== DATA EXTRACT

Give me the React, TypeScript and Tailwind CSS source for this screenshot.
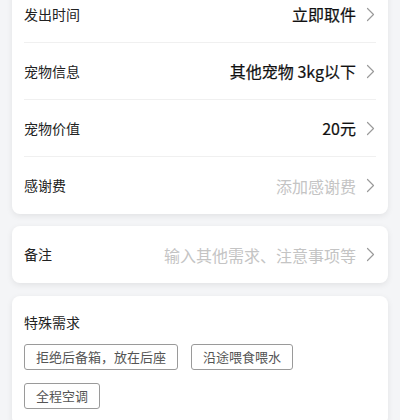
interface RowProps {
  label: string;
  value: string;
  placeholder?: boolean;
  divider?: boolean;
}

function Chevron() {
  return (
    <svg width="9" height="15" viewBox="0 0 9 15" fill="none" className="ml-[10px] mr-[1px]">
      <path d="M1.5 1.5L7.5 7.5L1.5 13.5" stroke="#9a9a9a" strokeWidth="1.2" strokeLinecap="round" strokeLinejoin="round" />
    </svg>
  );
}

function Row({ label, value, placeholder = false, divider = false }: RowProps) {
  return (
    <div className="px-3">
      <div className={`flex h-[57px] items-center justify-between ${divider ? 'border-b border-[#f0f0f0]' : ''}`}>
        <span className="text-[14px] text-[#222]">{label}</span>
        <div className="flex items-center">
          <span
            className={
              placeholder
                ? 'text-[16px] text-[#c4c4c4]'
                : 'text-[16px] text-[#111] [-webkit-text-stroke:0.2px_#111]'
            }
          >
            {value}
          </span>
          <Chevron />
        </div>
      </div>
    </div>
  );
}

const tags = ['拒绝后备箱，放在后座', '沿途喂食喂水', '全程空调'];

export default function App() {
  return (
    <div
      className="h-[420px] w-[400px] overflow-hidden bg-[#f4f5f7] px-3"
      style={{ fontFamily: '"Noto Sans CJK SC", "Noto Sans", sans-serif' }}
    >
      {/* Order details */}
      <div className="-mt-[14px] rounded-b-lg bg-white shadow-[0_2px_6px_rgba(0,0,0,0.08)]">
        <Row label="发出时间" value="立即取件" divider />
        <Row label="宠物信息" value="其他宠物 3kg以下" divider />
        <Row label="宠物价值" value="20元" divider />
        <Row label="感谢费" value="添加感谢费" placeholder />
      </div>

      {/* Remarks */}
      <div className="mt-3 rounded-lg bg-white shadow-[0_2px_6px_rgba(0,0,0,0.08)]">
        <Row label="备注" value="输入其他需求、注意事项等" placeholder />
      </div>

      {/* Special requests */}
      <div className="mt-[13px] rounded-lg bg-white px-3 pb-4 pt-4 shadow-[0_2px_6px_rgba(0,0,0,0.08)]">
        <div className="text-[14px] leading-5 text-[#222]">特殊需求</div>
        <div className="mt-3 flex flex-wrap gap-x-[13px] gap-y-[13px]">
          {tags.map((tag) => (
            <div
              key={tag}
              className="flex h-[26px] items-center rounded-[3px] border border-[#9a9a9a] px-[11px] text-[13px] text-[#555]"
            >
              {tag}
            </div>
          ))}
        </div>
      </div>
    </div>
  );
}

====

*GIVEN INSTRUCTION:* Output a faithful copy of the data, with each picture left out.

*RESPONSE TO THIS EXERCISE:*
Give me the React, TypeScript and Tailwind CSS source for this screenshot.
interface RowProps {
  label: string;
  value: string;
  placeholder?: boolean;
  divider?: boolean;
}

function Chevron() {
  return (
    <svg width="9" height="15" viewBox="0 0 9 15" fill="none" className="ml-[10px] mr-[1px]">
      <path d="M1.5 1.5L7.5 7.5L1.5 13.5" stroke="#9a9a9a" strokeWidth="1.2" strokeLinecap="round" strokeLinejoin="round" />
    </svg>
  );
}

function Row({ label, value, placeholder = false, divider = false }: RowProps) {
  return (
    <div className="px-3">
      <div className={`flex h-[57px] items-center justify-between ${divider ? 'border-b border-[#f0f0f0]' : ''}`}>
        <span className="text-[14px] text-[#222]">{label}</span>
        <div className="flex items-center">
          <span
            className={
              placeholder
                ? 'text-[16px] text-[#c4c4c4]'
                : 'text-[16px] text-[#111] [-webkit-text-stroke:0.2px_#111]'
            }
          >
            {value}
          </span>
          <Chevron />
        </div>
      </div>
    </div>
  );
}

const tags = ['拒绝后备箱，放在后座', '沿途喂食喂水', '全程空调'];

export default function App() {
  return (
    <div
      className="h-[420px] w-[400px] overflow-hidden bg-[#f4f5f7] px-3"
      style={{ fontFamily: '"Noto Sans CJK SC", "Noto Sans", sans-serif' }}
    >
      {/* Order details */}
      <div className="-mt-[14px] rounded-b-lg bg-white shadow-[0_2px_6px_rgba(0,0,0,0.08)]">
        <Row label="发出时间" value="立即取件" divider />
        <Row label="宠物信息" value="其他宠物 3kg以下" divider />
        <Row label="宠物价值" value="20元" divider />
        <Row label="感谢费" value="添加感谢费" placeholder />
      </div>

      {/* Remarks */}
      <div className="mt-3 rounded-lg bg-white shadow-[0_2px_6px_rgba(0,0,0,0.08)]">
        <Row label="备注" value="输入其他需求、注意事项等" placeholder />
      </div>

      {/* Special requests */}
      <div className="mt-[13px] rounded-lg bg-white px-3 pb-4 pt-4 shadow-[0_2px_6px_rgba(0,0,0,0.08)]">
        <div className="text-[14px] leading-5 text-[#222]">特殊需求</div>
        <div className="mt-3 flex flex-wrap gap-x-[13px] gap-y-[13px]">
          {tags.map((tag) => (
            <div
              key={tag}
              className="flex h-[26px] items-center rounded-[3px] border border-[#9a9a9a] px-[11px] text-[13px] text-[#555]"
            >
              {tag}
            </div>
          ))}
        </div>
      </div>
    </div>
  );
}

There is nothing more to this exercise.